Task instructions: Carry none of the pictures over; write out the complete data exactly.

Recorded data:
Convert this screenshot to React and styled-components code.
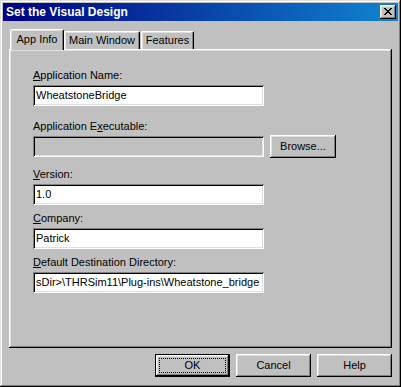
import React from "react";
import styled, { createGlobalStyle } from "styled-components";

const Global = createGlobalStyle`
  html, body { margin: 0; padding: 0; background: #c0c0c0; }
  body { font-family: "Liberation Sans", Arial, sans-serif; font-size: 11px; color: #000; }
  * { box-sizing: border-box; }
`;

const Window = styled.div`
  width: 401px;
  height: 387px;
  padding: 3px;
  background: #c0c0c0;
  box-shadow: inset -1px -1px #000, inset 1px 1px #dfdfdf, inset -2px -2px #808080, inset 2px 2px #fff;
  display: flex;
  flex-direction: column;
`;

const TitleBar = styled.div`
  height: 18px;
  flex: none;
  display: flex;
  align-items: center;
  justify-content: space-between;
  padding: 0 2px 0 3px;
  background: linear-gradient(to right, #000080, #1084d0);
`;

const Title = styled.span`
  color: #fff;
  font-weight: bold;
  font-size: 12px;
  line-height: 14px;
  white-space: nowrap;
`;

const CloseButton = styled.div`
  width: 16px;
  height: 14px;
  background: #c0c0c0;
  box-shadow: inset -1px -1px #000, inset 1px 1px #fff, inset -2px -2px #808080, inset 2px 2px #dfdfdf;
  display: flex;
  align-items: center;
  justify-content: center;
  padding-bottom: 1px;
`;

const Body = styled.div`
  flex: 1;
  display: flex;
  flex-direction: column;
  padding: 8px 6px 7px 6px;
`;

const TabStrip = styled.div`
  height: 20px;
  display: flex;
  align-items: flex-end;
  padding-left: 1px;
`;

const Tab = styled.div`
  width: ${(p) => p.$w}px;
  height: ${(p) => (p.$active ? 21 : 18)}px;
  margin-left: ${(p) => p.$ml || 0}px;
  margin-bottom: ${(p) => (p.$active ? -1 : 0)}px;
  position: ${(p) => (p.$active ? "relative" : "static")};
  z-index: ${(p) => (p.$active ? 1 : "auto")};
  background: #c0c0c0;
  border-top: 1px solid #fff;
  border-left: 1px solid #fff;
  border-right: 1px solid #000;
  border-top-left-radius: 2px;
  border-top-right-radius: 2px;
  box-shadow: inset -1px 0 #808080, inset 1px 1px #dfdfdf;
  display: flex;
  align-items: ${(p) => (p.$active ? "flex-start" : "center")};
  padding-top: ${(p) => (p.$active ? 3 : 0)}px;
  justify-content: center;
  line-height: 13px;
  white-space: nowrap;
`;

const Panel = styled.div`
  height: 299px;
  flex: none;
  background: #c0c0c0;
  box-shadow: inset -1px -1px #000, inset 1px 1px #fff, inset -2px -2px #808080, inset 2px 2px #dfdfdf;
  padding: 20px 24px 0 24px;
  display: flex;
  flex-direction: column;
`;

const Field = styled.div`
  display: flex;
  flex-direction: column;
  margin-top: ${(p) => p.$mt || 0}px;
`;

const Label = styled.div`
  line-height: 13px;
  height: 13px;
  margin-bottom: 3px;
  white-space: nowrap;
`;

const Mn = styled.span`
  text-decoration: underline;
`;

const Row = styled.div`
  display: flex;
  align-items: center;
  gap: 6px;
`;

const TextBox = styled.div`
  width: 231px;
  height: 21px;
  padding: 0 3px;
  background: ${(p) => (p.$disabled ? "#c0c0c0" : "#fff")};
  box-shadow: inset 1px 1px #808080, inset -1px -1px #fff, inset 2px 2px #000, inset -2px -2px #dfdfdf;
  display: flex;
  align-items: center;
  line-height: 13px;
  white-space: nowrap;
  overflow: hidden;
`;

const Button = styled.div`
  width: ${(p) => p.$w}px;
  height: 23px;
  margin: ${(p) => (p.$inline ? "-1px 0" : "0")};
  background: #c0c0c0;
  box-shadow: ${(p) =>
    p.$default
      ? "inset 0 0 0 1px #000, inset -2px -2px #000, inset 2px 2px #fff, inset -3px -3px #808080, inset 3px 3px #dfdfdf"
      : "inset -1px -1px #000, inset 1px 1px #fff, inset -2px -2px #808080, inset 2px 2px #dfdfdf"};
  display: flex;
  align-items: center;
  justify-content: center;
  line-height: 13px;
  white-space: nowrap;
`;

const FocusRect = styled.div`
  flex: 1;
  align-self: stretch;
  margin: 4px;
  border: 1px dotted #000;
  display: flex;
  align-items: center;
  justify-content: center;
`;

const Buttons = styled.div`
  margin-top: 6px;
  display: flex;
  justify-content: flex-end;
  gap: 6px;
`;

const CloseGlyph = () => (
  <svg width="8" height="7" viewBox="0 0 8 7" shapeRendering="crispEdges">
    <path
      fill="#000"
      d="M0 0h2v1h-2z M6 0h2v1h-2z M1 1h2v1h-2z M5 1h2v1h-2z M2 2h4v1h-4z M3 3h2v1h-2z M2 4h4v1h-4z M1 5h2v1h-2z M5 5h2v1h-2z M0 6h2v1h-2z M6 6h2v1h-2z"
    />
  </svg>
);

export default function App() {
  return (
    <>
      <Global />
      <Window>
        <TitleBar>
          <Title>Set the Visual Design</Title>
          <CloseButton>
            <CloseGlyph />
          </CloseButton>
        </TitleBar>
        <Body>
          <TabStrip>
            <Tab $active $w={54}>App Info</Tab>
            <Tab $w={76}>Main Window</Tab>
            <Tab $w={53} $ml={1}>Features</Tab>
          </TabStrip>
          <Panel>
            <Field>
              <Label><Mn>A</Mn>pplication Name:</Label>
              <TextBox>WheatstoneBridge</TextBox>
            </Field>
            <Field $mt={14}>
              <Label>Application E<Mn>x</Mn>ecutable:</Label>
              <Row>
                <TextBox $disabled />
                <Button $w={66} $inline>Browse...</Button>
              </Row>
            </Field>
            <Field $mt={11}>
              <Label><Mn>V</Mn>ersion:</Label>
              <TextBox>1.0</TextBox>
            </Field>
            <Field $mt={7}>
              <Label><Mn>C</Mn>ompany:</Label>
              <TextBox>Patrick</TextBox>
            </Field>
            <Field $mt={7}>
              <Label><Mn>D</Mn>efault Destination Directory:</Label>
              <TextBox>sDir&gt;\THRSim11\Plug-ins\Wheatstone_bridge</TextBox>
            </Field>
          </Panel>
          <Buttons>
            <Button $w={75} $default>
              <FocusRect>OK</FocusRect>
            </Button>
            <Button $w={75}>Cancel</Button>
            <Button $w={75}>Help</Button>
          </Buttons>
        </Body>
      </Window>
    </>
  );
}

Task solution:
Convert this screenshot to React and styled-components code.
import React from "react";
import styled, { createGlobalStyle } from "styled-components";

const Global = createGlobalStyle`
  html, body { margin: 0; padding: 0; background: #c0c0c0; }
  body { font-family: "Liberation Sans", Arial, sans-serif; font-size: 11px; color: #000; }
  * { box-sizing: border-box; }
`;

const Window = styled.div`
  width: 401px;
  height: 387px;
  padding: 3px;
  background: #c0c0c0;
  box-shadow: inset -1px -1px #000, inset 1px 1px #dfdfdf, inset -2px -2px #808080, inset 2px 2px #fff;
  display: flex;
  flex-direction: column;
`;

const TitleBar = styled.div`
  height: 18px;
  flex: none;
  display: flex;
  align-items: center;
  justify-content: space-between;
  padding: 0 2px 0 3px;
  background: linear-gradient(to right, #000080, #1084d0);
`;

const Title = styled.span`
  color: #fff;
  font-weight: bold;
  font-size: 12px;
  line-height: 14px;
  white-space: nowrap;
`;

const CloseButton = styled.div`
  width: 16px;
  height: 14px;
  background: #c0c0c0;
  box-shadow: inset -1px -1px #000, inset 1px 1px #fff, inset -2px -2px #808080, inset 2px 2px #dfdfdf;
  display: flex;
  align-items: center;
  justify-content: center;
  padding-bottom: 1px;
`;

const Body = styled.div`
  flex: 1;
  display: flex;
  flex-direction: column;
  padding: 8px 6px 7px 6px;
`;

const TabStrip = styled.div`
  height: 20px;
  display: flex;
  align-items: flex-end;
  padding-left: 1px;
`;

const Tab = styled.div`
  width: ${(p) => p.$w}px;
  height: ${(p) => (p.$active ? 21 : 18)}px;
  margin-left: ${(p) => p.$ml || 0}px;
  margin-bottom: ${(p) => (p.$active ? -1 : 0)}px;
  position: ${(p) => (p.$active ? "relative" : "static")};
  z-index: ${(p) => (p.$active ? 1 : "auto")};
  background: #c0c0c0;
  border-top: 1px solid #fff;
  border-left: 1px solid #fff;
  border-right: 1px solid #000;
  border-top-left-radius: 2px;
  border-top-right-radius: 2px;
  box-shadow: inset -1px 0 #808080, inset 1px 1px #dfdfdf;
  display: flex;
  align-items: ${(p) => (p.$active ? "flex-start" : "center")};
  padding-top: ${(p) => (p.$active ? 3 : 0)}px;
  justify-content: center;
  line-height: 13px;
  white-space: nowrap;
`;

const Panel = styled.div`
  height: 299px;
  flex: none;
  background: #c0c0c0;
  box-shadow: inset -1px -1px #000, inset 1px 1px #fff, inset -2px -2px #808080, inset 2px 2px #dfdfdf;
  padding: 20px 24px 0 24px;
  display: flex;
  flex-direction: column;
`;

const Field = styled.div`
  display: flex;
  flex-direction: column;
  margin-top: ${(p) => p.$mt || 0}px;
`;

const Label = styled.div`
  line-height: 13px;
  height: 13px;
  margin-bottom: 3px;
  white-space: nowrap;
`;

const Mn = styled.span`
  text-decoration: underline;
`;

const Row = styled.div`
  display: flex;
  align-items: center;
  gap: 6px;
`;

const TextBox = styled.div`
  width: 231px;
  height: 21px;
  padding: 0 3px;
  background: ${(p) => (p.$disabled ? "#c0c0c0" : "#fff")};
  box-shadow: inset 1px 1px #808080, inset -1px -1px #fff, inset 2px 2px #000, inset -2px -2px #dfdfdf;
  display: flex;
  align-items: center;
  line-height: 13px;
  white-space: nowrap;
  overflow: hidden;
`;

const Button = styled.div`
  width: ${(p) => p.$w}px;
  height: 23px;
  margin: ${(p) => (p.$inline ? "-1px 0" : "0")};
  background: #c0c0c0;
  box-shadow: ${(p) =>
    p.$default
      ? "inset 0 0 0 1px #000, inset -2px -2px #000, inset 2px 2px #fff, inset -3px -3px #808080, inset 3px 3px #dfdfdf"
      : "inset -1px -1px #000, inset 1px 1px #fff, inset -2px -2px #808080, inset 2px 2px #dfdfdf"};
  display: flex;
  align-items: center;
  justify-content: center;
  line-height: 13px;
  white-space: nowrap;
`;

const FocusRect = styled.div`
  flex: 1;
  align-self: stretch;
  margin: 4px;
  border: 1px dotted #000;
  display: flex;
  align-items: center;
  justify-content: center;
`;

const Buttons = styled.div`
  margin-top: 6px;
  display: flex;
  justify-content: flex-end;
  gap: 6px;
`;

const CloseGlyph = () => (
  <svg width="8" height="7" viewBox="0 0 8 7" shapeRendering="crispEdges">
    <path
      fill="#000"
      d="M0 0h2v1h-2z M6 0h2v1h-2z M1 1h2v1h-2z M5 1h2v1h-2z M2 2h4v1h-4z M3 3h2v1h-2z M2 4h4v1h-4z M1 5h2v1h-2z M5 5h2v1h-2z M0 6h2v1h-2z M6 6h2v1h-2z"
    />
  </svg>
);

export default function App() {
  return (
    <>
      <Global />
      <Window>
        <TitleBar>
          <Title>Set the Visual Design</Title>
          <CloseButton>
            <CloseGlyph />
          </CloseButton>
        </TitleBar>
        <Body>
          <TabStrip>
            <Tab $active $w={54}>App Info</Tab>
            <Tab $w={76}>Main Window</Tab>
            <Tab $w={53} $ml={1}>Features</Tab>
          </TabStrip>
          <Panel>
            <Field>
              <Label><Mn>A</Mn>pplication Name:</Label>
              <TextBox>WheatstoneBridge</TextBox>
            </Field>
            <Field $mt={14}>
              <Label>Application E<Mn>x</Mn>ecutable:</Label>
              <Row>
                <TextBox $disabled />
                <Button $w={66} $inline>Browse...</Button>
              </Row>
            </Field>
            <Field $mt={11}>
              <Label><Mn>V</Mn>ersion:</Label>
              <TextBox>1.0</TextBox>
            </Field>
            <Field $mt={7}>
              <Label><Mn>C</Mn>ompany:</Label>
              <TextBox>Patrick</TextBox>
            </Field>
            <Field $mt={7}>
              <Label><Mn>D</Mn>efault Destination Directory:</Label>
              <TextBox>sDir&gt;\THRSim11\Plug-ins\Wheatstone_bridge</TextBox>
            </Field>
          </Panel>
          <Buttons>
            <Button $w={75} $default>
              <FocusRect>OK</FocusRect>
            </Button>
            <Button $w={75}>Cancel</Button>
            <Button $w={75}>Help</Button>
          </Buttons>
        </Body>
      </Window>
    </>
  );
}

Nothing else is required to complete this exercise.